FITS or Flexible Image Transport System is a digital file format used to store, transmit, and manipulate scientific and other images. FITS is the most commonly used digital file format in astronomy. Unlike many image formats, FITS is designed specifically for scientific data and hence includes many provisions for describing photometric and spatial calibration information, together with image origin metadata.[1]

A major feature of the FITS format is that image metadata is stored in a human readable ASCII header, so that an interested user can examine the headers to investigate a file of unknown provenance. Each FITS file consists of one or more headers containing ASCII card images (80 character fixed-length strings) that carry keyword/value pairs, interleaved between data blocks. The keyword/value pairs provide information such as size, origin, coordinates, binary data format, free-form comments, history of the data, and anything else the creator desires: while many keywords are reserved for FITS use, the standard allows arbitrary use of the rest of the name-space.

FITS is also often used to store non-image data, such as spectra, photon lists, data cubes, or even structured data such as multi-table databases. A FITS file may contain several extensions, and each of these may contain a data object. For example, it is possible to store x-ray and infrared exposures in the same file.

Contents

Images

The earliest and still most commonly used type of FITS data is an image header/data block. The term 'image' is somewhat loosely applied, as the format supports data arrays of arbitrary dimension—normal image data are generally 2-D or 3-D (with the third dimension representing the color plane). The data themselves may be in one of several integer and floating-point formats, specified in the header.

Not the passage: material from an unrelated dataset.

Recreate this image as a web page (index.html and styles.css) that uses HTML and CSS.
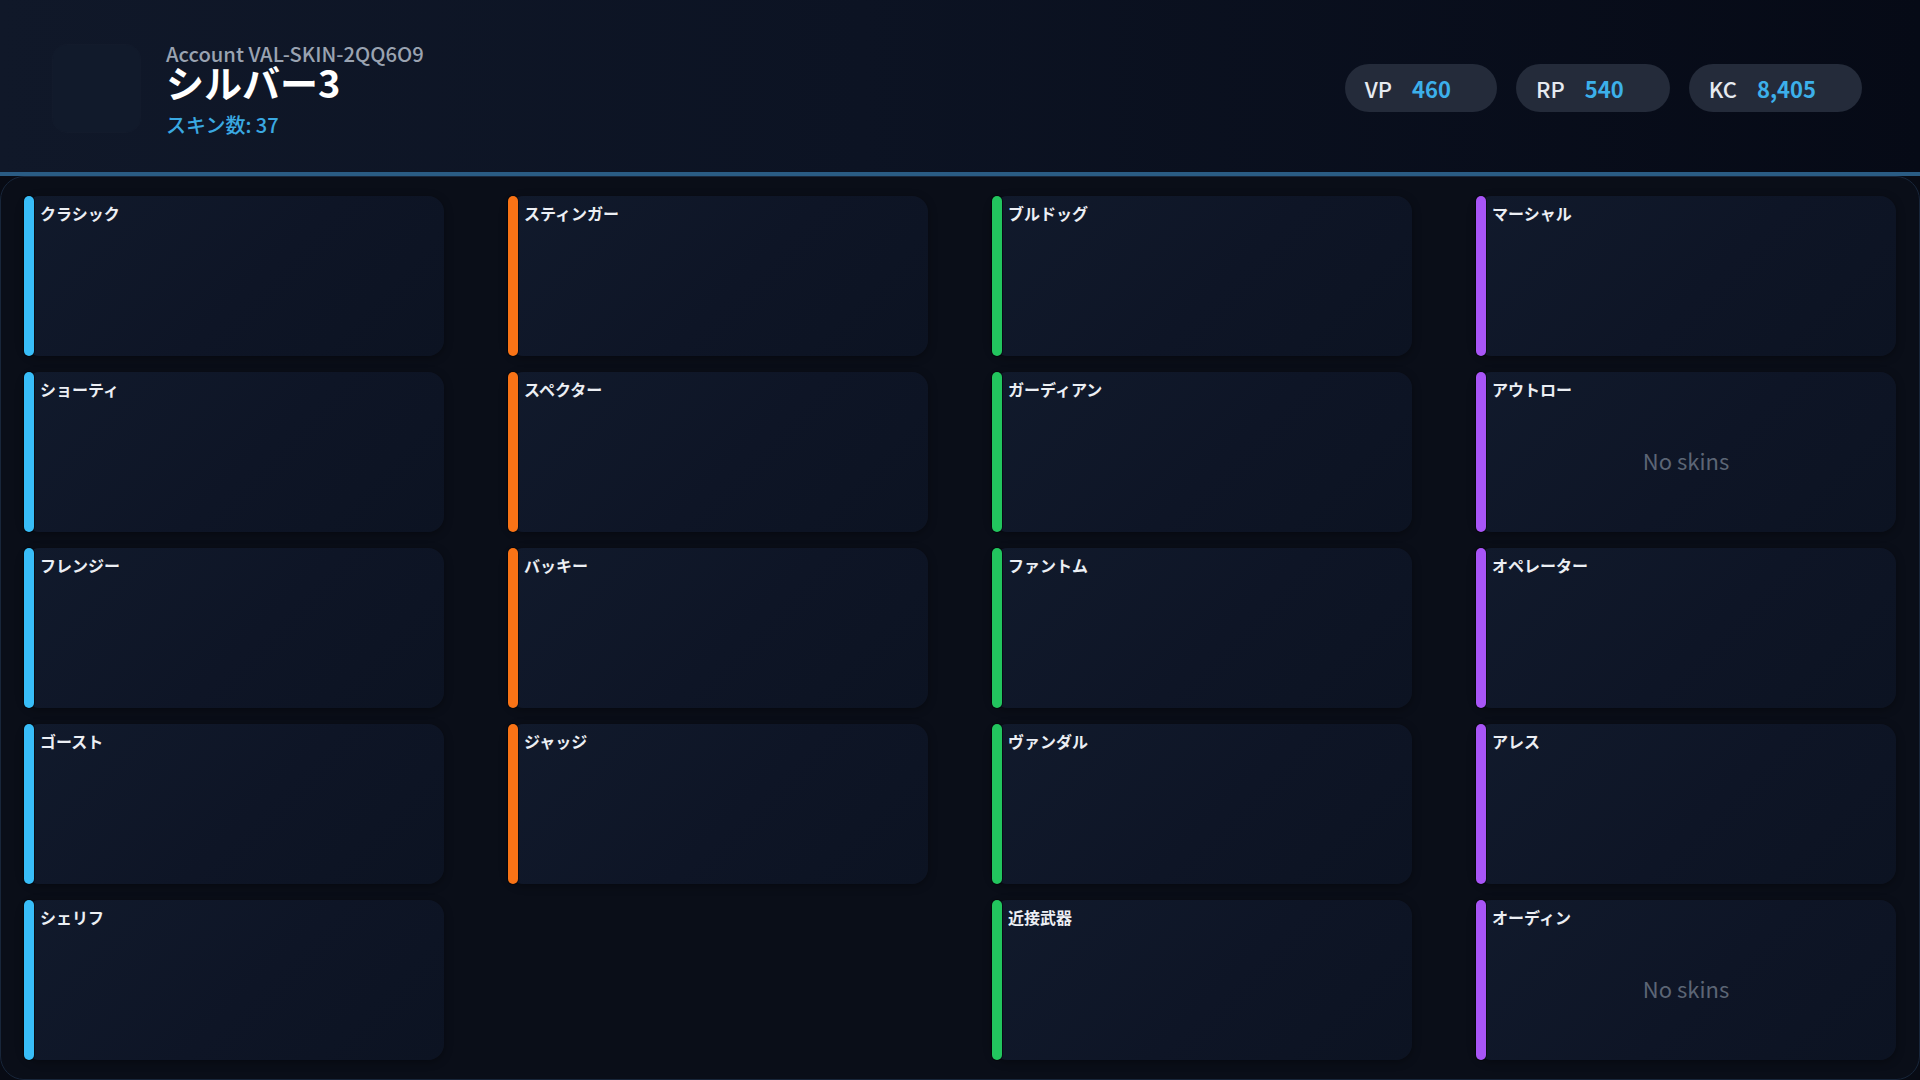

FITS image headers can contain information about one or more scientific coordinate systems that are overlain on the image itself. Images contain an implicit Cartesian coordinate system that describes the location of each pixel in the image, but scientific uses generally require working in 'world' coordinates, for example the celestial coordinate system. As FITS has been generalized from its original form, the world coordinate system (WCS) specifications have become more and more sophisticated: early FITS images allowed a simple scaling factor to represent the size of the pixels; but recent versions of the standard permit multiple nonlinear coordinate systems, representing arbitrary distortions of the image. The WCS standard includes many different spherical projections, including, for example, the HEALPix spherical projection widely used in observing the cosmic microwave background radiation.[2]

Tables

FITS also supports tabular data with named columns and multidimensional rows. Both binary and ASCII table formats have been specified. The data in each column of the table can be in a different format from the others. Together with the ability to string multiple header/data blocks together, this allows FITS files to represent entire relational databases.

Using FITS files

FITS support is available in a variety of programming languages that are used for scientific work, including C, FORTRAN, Java, Perl, PDL, Python, S-Lang and IDL. The FITS Support Office at NASA/GSFC maintains a list of libraries and platforms that currently support FITS.[3]

SAOImage DS9 in FVWM2

Image processing programs such as the GIMP, Photoshop and IrfanView can generally read simple FITS images but frequently cannot interpret more complex tables and databases; scientific teams frequently write their own code to interact with their FITS data, using the tools available in their language of choice. The SAOImage DS9 Astronomical Data Visualization Application is available for almost all O.S. and handles images and headers.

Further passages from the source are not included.